Parents can have a strong impact on the performance and motivation of their children by communicating positive expectations and taking part in school activities. By contrast, parental involvement in learning activities at home has relatively little effect and, in the case of homework monitoring, can actually be harmful. These are some of the results of the largest-ever synthesis of research on parental influence, incorporating numerous meta-studies. It offers many ideas on how schools can encourage parental involvement and thus improve the performance of disadvantaged children.

Woman and boy doing school homework Julia M Cameron / Pexels
Parents can play an important role in their children's success in school.

Many scientific investigations, including the PISA studies, have shown that pupils’ performance is closely linked to family factors.

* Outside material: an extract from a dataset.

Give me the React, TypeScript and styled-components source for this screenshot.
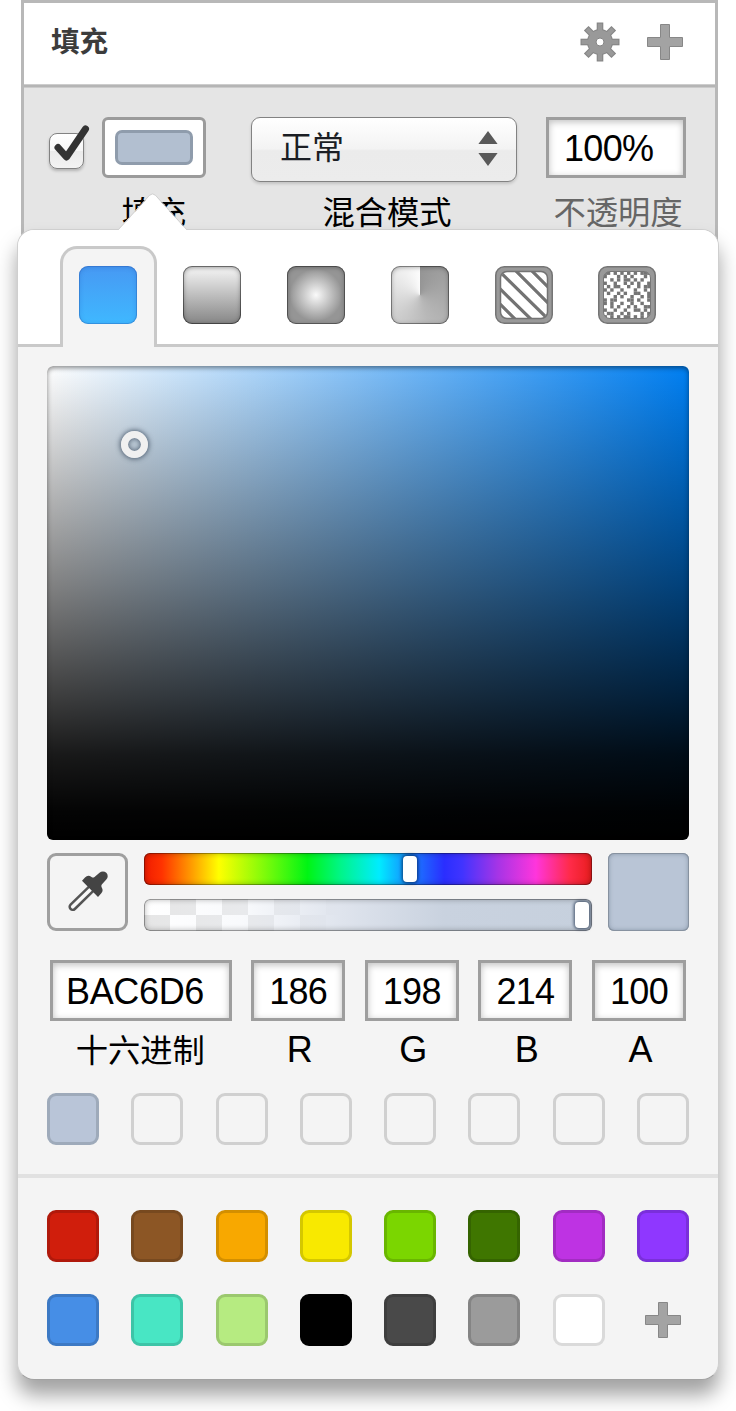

Their influence can even outweigh such factors as class size or educational spending. Success at school depends, on the one hand, on the socioeconomic background, parental education and whether families have a migrant background. However, it is also affected by specific parental behaviors. “Providing parents with support in their behavior is a promising approach to reducing educational inequality. It is easier for them to change their behavior than their income or language skills,” says Doris Holzberger, who holds the Professorship for Research on Learning and Instruction at the Technical University of Munich (TUM).

Consequently, the Centre for International Student Assessment (ZIB) at TUM has produced the most comprehensive synthesis of research on parental involvement in their children’s schooling ever conducted. The team analyzed 18 meta-studies that in turn had analyzed around 1700 individual studies.

Support at home important for motivation

The research synthesis shows that the most obvious parental activity – involvement in learning at home – actually does relatively little to improve pupils’ results, but can help to boost motivation. Children develop a more positive attitude to learning when they are encouraged to work independently, for example by trying out their own problem-solving approaches. Parents can facilitate good performances by creating a home atmosphere that is suitable for learning. Help with the homework of children can have a negative impact, however, if it is limited to checking and supervision. This is the case especially with pupils in the middle age groups. It is more beneficial when parents set rules on when and where their children do homework, offer help, and give feedback on how carefully the work is done.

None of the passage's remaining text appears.